The voting for the 2017 NBA All-Star game opened up this past week. I know most of us are pretty burned-out and jaded about the whole “voting” concept this year, but rest assured, there is no electoral college in the NBA. It’s important that your NBA voice be heard, so I’m out here on the campaign trail in support of Gordon Hayward representing the Utah Jazz in this season’s All-Star game. By campaign trail, I mean my neighborhood Starbucks and my MacBook.
In the past two seasons, Hayward has lingered around the conversation for All-Star selection, but he's yet to actually make it. During that time, he’s been more of what I like to call ‘First Team All-Fringe.’ Just teetering on the edge of being All-Star worthy.
It’s not entirely his fault; the West is just too stacked at forward to constitute an All-Star spot for a player averaging below 20 ppg. Also, people voted Kobe Bryant in the one year he didn't deserve it, becoming overly emotional and conveniently forgetting they spent 20 years hating him.

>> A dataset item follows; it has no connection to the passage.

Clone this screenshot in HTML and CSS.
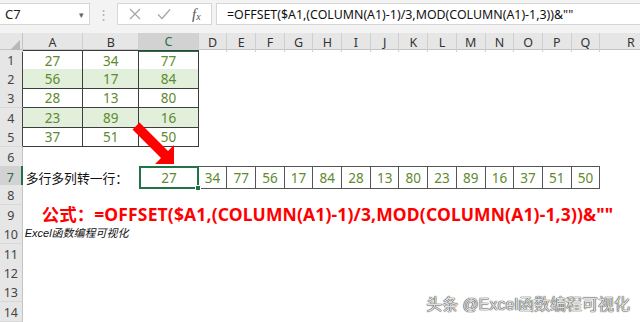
FILE: index.html
```html
<!DOCTYPE html>
<html lang="zh">
<head>
<meta charset="utf-8">
<title>Excel</title>
<link rel="stylesheet" href="styles.css">
</head>
<body>
<div class="app">
  <div class="fbar">
    <div class="namebox"><span>C7</span><span class="caret">&#9662;</span></div>
    <div class="grip">&#8942;</div>
    <div class="btns">
      <svg class="ico" width="14" height="14" viewBox="0 0 14 14"><path d="M2 2L12 12M12 2L2 12" stroke="#a6a6a6" stroke-width="1.3" fill="none"/></svg>
      <svg class="ico" width="16" height="14" viewBox="0 0 16 14"><path d="M2 7.5L6 11.5L14 2.5" stroke="#a6a6a6" stroke-width="1.3" fill="none"/></svg>
      <span class="fx">f<sub>x</sub></span>
    </div>
    <div class="formula">=OFFSET($A1,(COLUMN(A1)-1)/3,MOD(COLUMN(A1)-1,3))&amp;""</div>
  </div>

  <div class="sheet">
    <div class="row hdr">
      <div class="corner"><span class="tri"></span></div>
      <div class="ch">A</div><div class="ch">B</div><div class="ch on">C</div>
      <div class="ch">D</div><div class="ch">E</div><div class="ch">F</div><div class="ch">G</div>
      <div class="ch">H</div><div class="ch">I</div><div class="ch">J</div><div class="ch">K</div>
      <div class="ch">L</div><div class="ch">M</div><div class="ch">N</div><div class="ch">O</div>
      <div class="ch">P</div><div class="ch">Q</div><div class="ch last">R</div>
    </div>

    <div class="row"><div class="rh dk">1</div><div class="c t a top">27</div><div class="c t top">34</div><div class="c t top">77</div></div>
    <div class="row"><div class="rh dk">2</div><div class="c t a g">56</div><div class="c t g">17</div><div class="c t g">84</div></div>
    <div class="row"><div class="rh dk">3</div><div class="c t a">28</div><div class="c t">13</div><div class="c t">80</div></div>
    <div class="row"><div class="rh dk">4</div><div class="c t a g">23</div><div class="c t g">89</div><div class="c t g">16</div></div>
    <div class="row"><div class="rh dk">5</div><div class="c t a">37</div><div class="c t">51</div><div class="c t">50</div></div>
    <div class="row"><div class="rh">6</div></div>
    <div class="row">
      <div class="rh on">7</div>
      <div class="lbl">多行多列转一行：</div>
      <div class="c sel">27<span class="handle"></span></div>
      <div class="c r7">34</div><div class="c r7">77</div><div class="c r7">56</div><div class="c r7">17</div>
      <div class="c r7">84</div><div class="c r7">28</div><div class="c r7">13</div><div class="c r7">80</div>
      <div class="c r7">23</div><div class="c r7">89</div><div class="c r7">16</div><div class="c r7">37</div>
      <div class="c r7">51</div><div class="c r7">50</div>
    </div>
    <div class="row"><div class="rh">8</div></div>
    <div class="row"><div class="rh">9</div><div class="red"><span class="cn">公式：</span><span class="lat">=OFFSET($A1,(COLUMN(A1)-1)/3,MOD(COLUMN(A1)-1,3))&amp;""</span></div></div>
    <div class="row"><div class="rh">10</div><div class="note">Excel函数编程可视化</div></div>
    <div class="row"><div class="rh">11</div></div>
    <div class="row"><div class="rh">12</div></div>
    <div class="row"><div class="rh">13</div></div>
    <div class="row"><div class="rh">14</div></div>
  </div>

  <svg class="arrow" width="640" height="322" viewBox="0 0 640 322">
    <polygon points="139.5,122.5 168,151 174,145 174,164 155,164 161,158 132.5,129.5" fill="#ff0000"/>
  </svg>

  <div class="watermark">头条 @Excel函数编程可视化</div>
</div>
</body>
</html>
```

FILE: styles.css
```css
* { box-sizing: border-box; }
html, body { margin: 0; padding: 0; background: #fff; }
.app {
  position: relative;
  width: 640px;
  height: 322px;
  overflow: hidden;
  font-family: "Noto Sans", "Noto Sans CJK SC", sans-serif;
}

/* formula bar */
.fbar {
  display: flex;
  align-items: stretch;
  height: 33px;
  padding: 3px 0 8px 0;
  background: #f3f3f3;
}
.namebox {
  width: 90px;
  background: #fff;
  border: 1px solid #d6d6d6;
  border-left: none;
  display: flex;
  align-items: center;
  justify-content: space-between;
  padding: 0 5px 0 5px;
  font-size: 13px;
  color: #222;
}
.caret { font-size: 9px; color: #666; }
.grip {
  width: 27px;
  display: flex;
  align-items: center;
  justify-content: center;
  color: #b0b0b0;
  font-size: 13px;
}
.btns {
  width: 95px;
  background: #fff;
  border: 1px solid #d6d6d6;
  display: flex;
  align-items: center;
  gap: 14px;
  padding-left: 10px;
}
.fx {
  font-family: "Liberation Serif", serif;
  font-style: italic;
  font-size: 15px;
  color: #555;
  margin-left: 6px;
}
.fx sub { font-size: 10px; vertical-align: -1px; }
.formula {
  flex: 1;
  margin-left: 4px;
  background: #fff;
  border: 1px solid #d6d6d6;
  border-right: none;
  display: flex;
  align-items: center;
  padding-left: 10px;
  font-size: 12.4px;
  color: #111;
  white-space: nowrap;
}

/* sheet */
.sheet { display: flex; flex-direction: column; }
.row {
  display: grid;
  grid-template-columns: 22.7px 60.6px 56px 59.4px repeat(14, 28.7px) 61px;
  height: 19.4px;
}
.row.hdr {
  height: 16.6px;
  background: #e6e6e6;
  border-bottom: 1px solid #c4c4c4;
}
.corner {
  position: relative;
  border-right: 1px solid #c4c4c4;
}
.tri {
  position: absolute;
  right: 2px;
  bottom: 2px;
  width: 0;
  height: 0;
  border-left: 10px solid transparent;
  border-bottom: 10px solid #b8b8b8;
}
.ch {
  display: flex;
  align-items: center;
  justify-content: center;
  font-size: 12.5px;
  color: #333;
  border-right: 1px solid #cfcfcf;
}
.ch.on {
  background: #d2d2d2;
  color: #217346;
  border-bottom: 2px solid #217346;
}
.ch.last { border-right: none; }

.rh {
  background: #e6e6e6;
  border-right: 1px solid #c4c4c4;
  border-bottom: 1px solid #d8d8d8;
  display: flex;
  align-items: center;
  justify-content: center;
  padding-top: 2px;
  font-size: 12.5px;
  color: #444;
}
.rh.dk { border-right-color: #444; }
.rh.on {
  background: #d2d2d2;
  color: #217346;
  border-right: 2px solid #217346;
}

.c {
  display: flex;
  align-items: center;
  justify-content: center;
  padding-top: 1px;
  font-size: 13.5px;
  color: #5f8a2f;
}
.t {
  border-right: 1px solid #3d3d3d;
  border-bottom: 1px solid #3d3d3d;
}
.t.top { border-top: 1px solid #3d3d3d; }
.g { background: #e2efda; }

.lbl {
  grid-column: span 2;
  display: flex;
  align-items: center;
  padding: 1px 0 0 3px;
  font-family: "Noto Sans CJK SC", sans-serif;
  font-size: 12.8px;
  color: #111;
  white-space: nowrap;
}
.sel {
  position: relative;
  border: 2px solid #217346;
}
.handle {
  position: absolute;
  right: -4px;
  bottom: -4px;
  width: 6px;
  height: 6px;
  background: #217346;
  border: 1px solid #fff;
}
.r7 {
  border-top: 1px solid #555;
  border-bottom: 1px solid #555;
  border-right: 1px solid #555;
}

.red {
  grid-column: 2 / -1;
  display: flex;
  align-items: center;
  line-height: 18px;
  padding: 0 0 3px 19px;
  font-size: 17.5px;
  font-weight: bold;
  color: #ff0000;
  white-space: nowrap;
}
.red .cn {
  font-family: "Noto Sans CJK SC", sans-serif;
}
.red .lat {
  letter-spacing: 0.15px;
}
.note {
  grid-column: 2 / -1;
  display: flex;
  align-items: center;
  line-height: 14px;
  padding: 0 0 2px 2px;
  font-family: "Liberation Sans", "Noto Sans CJK SC", sans-serif;
  font-style: italic;
  font-size: 11px;
  color: #111;
  white-space: nowrap;
}

.arrow {
  position: absolute;
  left: 0;
  top: 0;
  pointer-events: none;
}
.watermark {
  position: absolute;
  right: 10px;
  bottom: 7px;
  font-family: "Liberation Sans", "Noto Sans CJK SC", sans-serif;
  font-size: 16px;
  color: #e0e0e0;
  text-shadow: 0 0 1px #222, 0 0 1px #222;
  white-space: nowrap;
}
```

But Hayward has hit a new high this season, which has sparked a more serious conversation about his candidacy for All-Star selection.
Before we continue, let’s all come to an agreement that All-Star players are selected primarily for their offensive presence. It’s why this article doesn’t have anything to do with Rudy Gobert. Voting for defense in an All-Star game is like voting for Gary Johnson.
Okay, two election quips is enough — you get the point.
So far this season, Hayward has put up a career high average of 22.4 points across 25 games on a very efficient .448. This puts him at 17th best in points per game and right on that All-Star level threshold.
In a season mired with injuries (including his own), Hayward has been the catalyst on offense for the Jazz. The Jazz started the season without him at just 3-3, and many fans began to question if we had all overrated this team. But from the moment Hayward debuted in MSG and dropped in 28 to lead the Jazz over a tight win against the Knicks, it was clear that this offense was going to go as far as he could push it.
That being said, Hayward still hasn’t had a big break-out performance or many heart-stopping plays, and most of his best performances have come against lower ranking defensive teams. In addition, being on the Jazz doesn’t do him any favors, as the casual fan has yet to take notice of how good this team actually is.
So for those reasons, it’s difficult to claim that Hayward should win the fan vote to give him a starting spot in the ASG. But as far as being selected as a reserve player, he should be a no-brainer.
Looking back at last year’s western conference All-Star roster, there are already gaps to fill in on the front court this year. Bryant has retired and although LaMarcus Aldridge hasn’t exactly seen a significant drop off statistically, it’s enough to push the idea that someone else should take that spot. It also appears that age is setting in on LMA, as he’s not as efficient as last year.
In a similar fashion, Draymond Green has actually had his numbers dip quite a bit, and even though he’s just as efficient as always for the Warriors, he’s easily replaceable on this year’s All-Star team.
It’s plausible to say that we may be seeing one or both of these players left off the roster this year. As far as front court players go, nobody has done more to deserve that spot than Gordon Hayward.
Something like this could mean a lot, both to Hayward and Utah fans. And not just for the novelty aspect of it. There’s a lot of pride and confidence that takes over in a player when he’s selected as an All-Star. It’s the sense of assurance that “I belong here.” For a player like Hayward — who is leading the offense of a team poised to be a competitive playoff team and also looking for all the financial leverage he can acquire going into this off-season — that boost of confidence can do wonders.
The Jazz haven’t had an All-Star representative since Deron Williams in 2011. Williams was traded to the Nets just days later. That’s nearly six years without a player from the Jazz being selected. The Timberwolves, Suns, 76ers, Nets, Magic, Kings, Pistons and Pelicans have all had players selected to the ASG in this time span.
The last time the Jazz had an All-Star representative, New Orleans was still the Hornets, and that makes me sick. To clarify — the fact that we actually allowed New Orleans to be the Hornets makes me sick.
The only other franchises to not have an All-Star representative during this time are Milwaukee and Charlotte, and we can expect that to change thanks to Giannis Antetokounmpo and Kemba Walker. So why not the Jazz? Why not Gordon Hayward?